Leaving out all pictures, copy exactly the lines from the one containing "Clone this table" down to the one containing "const orange = '#f08b3c'", both of them included.

>> start

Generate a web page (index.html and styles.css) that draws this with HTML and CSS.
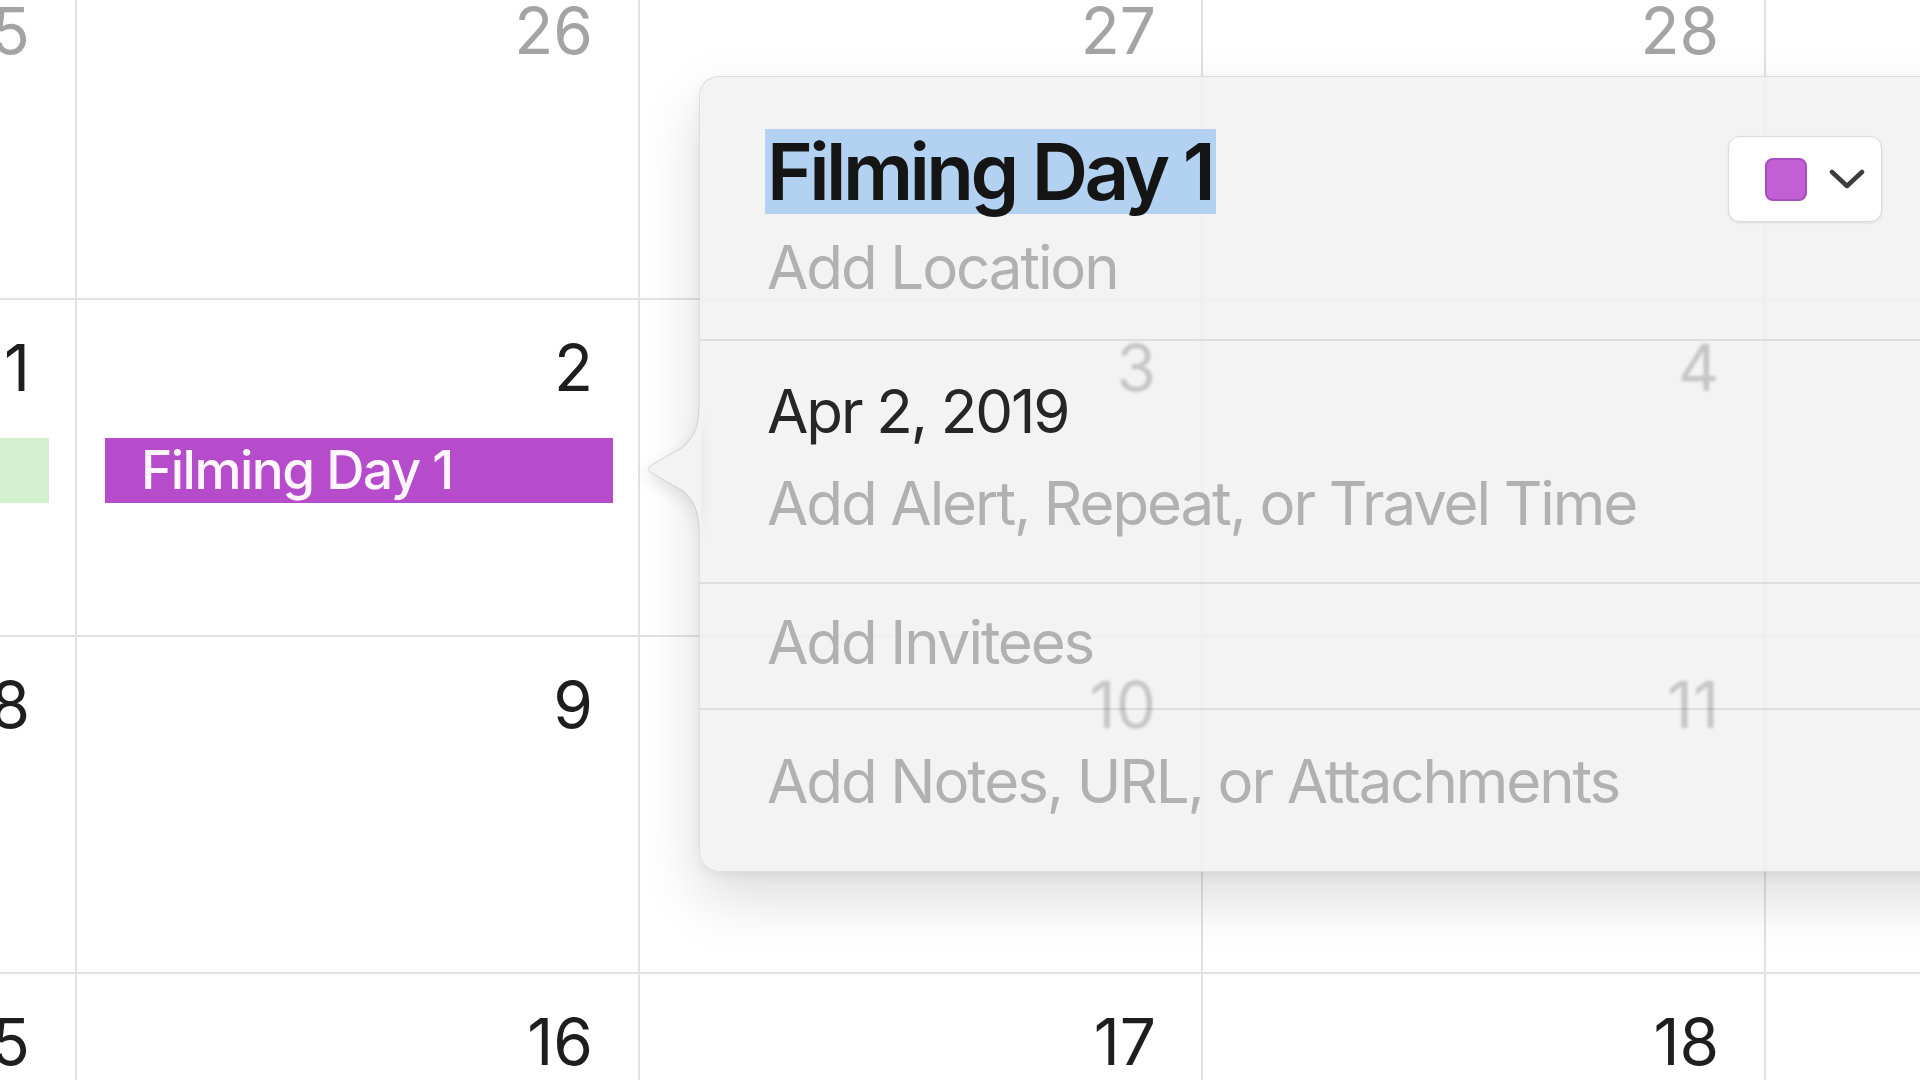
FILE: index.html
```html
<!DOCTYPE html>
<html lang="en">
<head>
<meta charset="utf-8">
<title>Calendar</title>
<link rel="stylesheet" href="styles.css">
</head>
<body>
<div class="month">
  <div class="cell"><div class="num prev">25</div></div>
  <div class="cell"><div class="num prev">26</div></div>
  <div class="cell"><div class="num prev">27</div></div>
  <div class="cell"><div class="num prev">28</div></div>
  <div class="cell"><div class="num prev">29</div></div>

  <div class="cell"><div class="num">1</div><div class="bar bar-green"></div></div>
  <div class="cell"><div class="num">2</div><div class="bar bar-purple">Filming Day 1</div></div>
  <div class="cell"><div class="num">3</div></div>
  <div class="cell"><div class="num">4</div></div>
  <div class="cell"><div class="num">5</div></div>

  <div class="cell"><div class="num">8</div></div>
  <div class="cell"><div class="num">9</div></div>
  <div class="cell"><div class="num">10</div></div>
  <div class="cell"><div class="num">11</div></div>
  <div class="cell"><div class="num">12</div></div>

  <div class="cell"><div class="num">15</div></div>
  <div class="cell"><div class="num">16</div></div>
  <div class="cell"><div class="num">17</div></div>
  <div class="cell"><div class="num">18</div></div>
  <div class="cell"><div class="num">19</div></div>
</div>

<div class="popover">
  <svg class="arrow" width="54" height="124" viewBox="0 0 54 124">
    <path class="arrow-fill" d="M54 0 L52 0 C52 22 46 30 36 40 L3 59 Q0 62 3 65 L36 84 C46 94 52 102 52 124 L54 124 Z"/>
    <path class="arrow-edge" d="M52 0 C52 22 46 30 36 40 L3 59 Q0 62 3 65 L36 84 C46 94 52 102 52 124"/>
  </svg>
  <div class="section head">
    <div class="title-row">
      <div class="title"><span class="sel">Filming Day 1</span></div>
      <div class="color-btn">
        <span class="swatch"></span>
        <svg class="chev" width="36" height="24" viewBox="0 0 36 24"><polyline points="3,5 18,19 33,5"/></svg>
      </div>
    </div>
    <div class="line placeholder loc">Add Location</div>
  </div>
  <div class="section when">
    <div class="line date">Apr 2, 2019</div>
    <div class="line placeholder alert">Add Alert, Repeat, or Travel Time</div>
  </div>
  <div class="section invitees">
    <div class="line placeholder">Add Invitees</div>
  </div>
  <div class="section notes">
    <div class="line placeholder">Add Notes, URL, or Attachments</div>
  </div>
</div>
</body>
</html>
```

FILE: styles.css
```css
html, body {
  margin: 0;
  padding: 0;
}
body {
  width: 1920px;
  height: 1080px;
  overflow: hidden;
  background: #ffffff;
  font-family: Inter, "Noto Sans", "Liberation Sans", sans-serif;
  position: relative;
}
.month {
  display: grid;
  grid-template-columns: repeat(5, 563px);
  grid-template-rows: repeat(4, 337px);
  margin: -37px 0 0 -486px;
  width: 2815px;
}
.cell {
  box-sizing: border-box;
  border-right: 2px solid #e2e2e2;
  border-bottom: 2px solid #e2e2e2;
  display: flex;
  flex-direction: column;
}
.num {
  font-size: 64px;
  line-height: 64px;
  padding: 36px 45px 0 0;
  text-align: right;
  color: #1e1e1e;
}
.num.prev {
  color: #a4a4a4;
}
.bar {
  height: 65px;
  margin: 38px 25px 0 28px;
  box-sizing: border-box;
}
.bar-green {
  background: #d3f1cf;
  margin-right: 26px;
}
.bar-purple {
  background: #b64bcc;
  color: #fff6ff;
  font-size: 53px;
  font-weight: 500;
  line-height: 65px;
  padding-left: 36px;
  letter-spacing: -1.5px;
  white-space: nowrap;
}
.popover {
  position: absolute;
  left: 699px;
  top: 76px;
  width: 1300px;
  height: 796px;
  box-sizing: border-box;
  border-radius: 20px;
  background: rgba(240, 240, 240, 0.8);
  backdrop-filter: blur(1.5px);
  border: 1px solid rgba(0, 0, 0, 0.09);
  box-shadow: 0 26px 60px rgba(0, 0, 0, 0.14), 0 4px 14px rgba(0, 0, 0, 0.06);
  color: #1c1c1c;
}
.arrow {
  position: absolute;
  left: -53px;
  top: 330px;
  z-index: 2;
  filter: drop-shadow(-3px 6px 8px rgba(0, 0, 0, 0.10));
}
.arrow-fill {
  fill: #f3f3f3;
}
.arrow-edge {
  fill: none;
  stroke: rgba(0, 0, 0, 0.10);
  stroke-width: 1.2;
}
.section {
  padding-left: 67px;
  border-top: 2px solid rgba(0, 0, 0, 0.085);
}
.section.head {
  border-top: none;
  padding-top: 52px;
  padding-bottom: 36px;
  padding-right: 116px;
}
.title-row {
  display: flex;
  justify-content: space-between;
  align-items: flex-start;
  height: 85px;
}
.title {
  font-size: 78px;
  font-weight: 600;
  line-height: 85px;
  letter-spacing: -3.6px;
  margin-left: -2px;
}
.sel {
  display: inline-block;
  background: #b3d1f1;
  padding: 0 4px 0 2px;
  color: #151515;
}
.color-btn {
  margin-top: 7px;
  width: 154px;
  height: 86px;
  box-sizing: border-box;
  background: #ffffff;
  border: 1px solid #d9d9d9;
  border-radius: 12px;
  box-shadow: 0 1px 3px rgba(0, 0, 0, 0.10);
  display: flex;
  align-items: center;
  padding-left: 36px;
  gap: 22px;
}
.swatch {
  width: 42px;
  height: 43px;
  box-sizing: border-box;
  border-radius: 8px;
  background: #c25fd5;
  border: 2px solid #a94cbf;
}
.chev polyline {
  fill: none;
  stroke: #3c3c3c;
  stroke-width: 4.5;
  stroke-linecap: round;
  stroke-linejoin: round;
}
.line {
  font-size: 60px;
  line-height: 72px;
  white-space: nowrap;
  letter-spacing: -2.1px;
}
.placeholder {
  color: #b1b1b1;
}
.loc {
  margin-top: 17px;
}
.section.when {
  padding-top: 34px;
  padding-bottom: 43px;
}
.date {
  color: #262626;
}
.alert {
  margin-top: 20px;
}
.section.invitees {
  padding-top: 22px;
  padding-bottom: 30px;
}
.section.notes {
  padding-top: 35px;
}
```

>> end
>> start

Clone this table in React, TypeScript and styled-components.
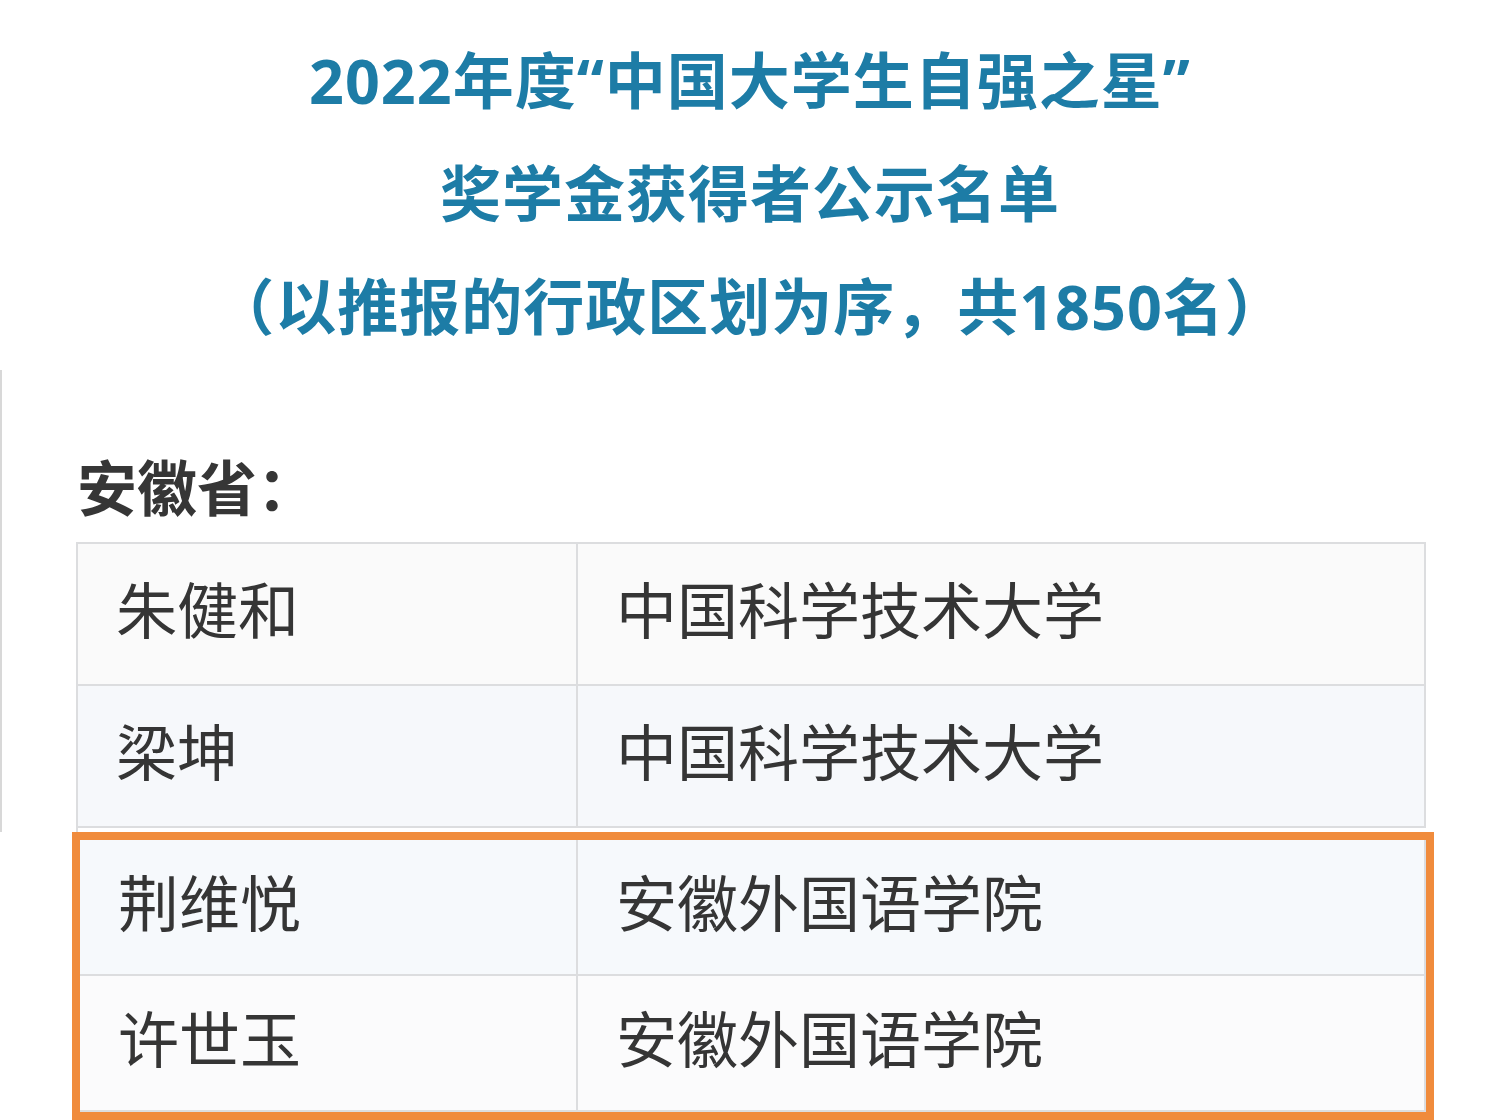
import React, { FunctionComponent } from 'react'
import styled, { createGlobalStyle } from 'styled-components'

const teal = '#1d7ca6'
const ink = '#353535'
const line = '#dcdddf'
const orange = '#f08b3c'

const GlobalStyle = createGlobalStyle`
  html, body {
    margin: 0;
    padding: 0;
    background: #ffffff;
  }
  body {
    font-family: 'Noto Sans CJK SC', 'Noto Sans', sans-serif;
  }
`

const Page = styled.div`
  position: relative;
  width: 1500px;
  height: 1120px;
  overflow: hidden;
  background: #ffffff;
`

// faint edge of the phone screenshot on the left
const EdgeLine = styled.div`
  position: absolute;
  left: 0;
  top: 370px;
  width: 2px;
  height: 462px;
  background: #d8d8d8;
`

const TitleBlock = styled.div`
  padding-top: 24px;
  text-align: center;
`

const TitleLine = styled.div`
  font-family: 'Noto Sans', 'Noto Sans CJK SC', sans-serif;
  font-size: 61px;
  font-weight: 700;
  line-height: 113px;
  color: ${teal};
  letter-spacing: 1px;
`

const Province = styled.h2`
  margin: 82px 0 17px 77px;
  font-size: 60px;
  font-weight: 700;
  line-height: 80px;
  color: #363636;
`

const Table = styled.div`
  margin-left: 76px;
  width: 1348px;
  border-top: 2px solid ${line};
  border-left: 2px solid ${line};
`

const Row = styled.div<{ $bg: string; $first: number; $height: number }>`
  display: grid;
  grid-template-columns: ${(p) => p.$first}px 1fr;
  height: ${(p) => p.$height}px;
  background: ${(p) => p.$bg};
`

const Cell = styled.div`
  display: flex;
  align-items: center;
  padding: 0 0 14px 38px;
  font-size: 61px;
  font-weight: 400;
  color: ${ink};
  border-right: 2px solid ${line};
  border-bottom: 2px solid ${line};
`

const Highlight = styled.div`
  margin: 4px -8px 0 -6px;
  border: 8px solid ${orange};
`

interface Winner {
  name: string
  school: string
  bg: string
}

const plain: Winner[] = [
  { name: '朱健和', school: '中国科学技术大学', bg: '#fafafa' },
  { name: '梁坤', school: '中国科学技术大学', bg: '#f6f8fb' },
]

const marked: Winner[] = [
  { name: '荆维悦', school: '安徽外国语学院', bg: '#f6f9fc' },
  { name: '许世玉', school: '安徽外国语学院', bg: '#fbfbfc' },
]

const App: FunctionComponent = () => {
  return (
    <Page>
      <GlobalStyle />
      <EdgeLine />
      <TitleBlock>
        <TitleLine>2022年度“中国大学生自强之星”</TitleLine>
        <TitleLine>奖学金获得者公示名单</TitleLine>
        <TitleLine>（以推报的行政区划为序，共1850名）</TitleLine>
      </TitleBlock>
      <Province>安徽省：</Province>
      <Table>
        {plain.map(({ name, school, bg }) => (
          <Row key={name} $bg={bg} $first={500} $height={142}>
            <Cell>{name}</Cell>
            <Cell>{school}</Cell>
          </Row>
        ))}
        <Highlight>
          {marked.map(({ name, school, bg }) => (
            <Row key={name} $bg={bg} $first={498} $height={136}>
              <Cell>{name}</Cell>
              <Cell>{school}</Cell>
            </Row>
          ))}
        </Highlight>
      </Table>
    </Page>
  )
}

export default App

>> end

(SOLVED EXERCISE)
Clone this table in React, TypeScript and styled-components.
import React, { FunctionComponent } from 'react'
import styled, { createGlobalStyle } from 'styled-components'

const teal = '#1d7ca6'
const ink = '#353535'
const line = '#dcdddf'
const orange = '#f08b3c'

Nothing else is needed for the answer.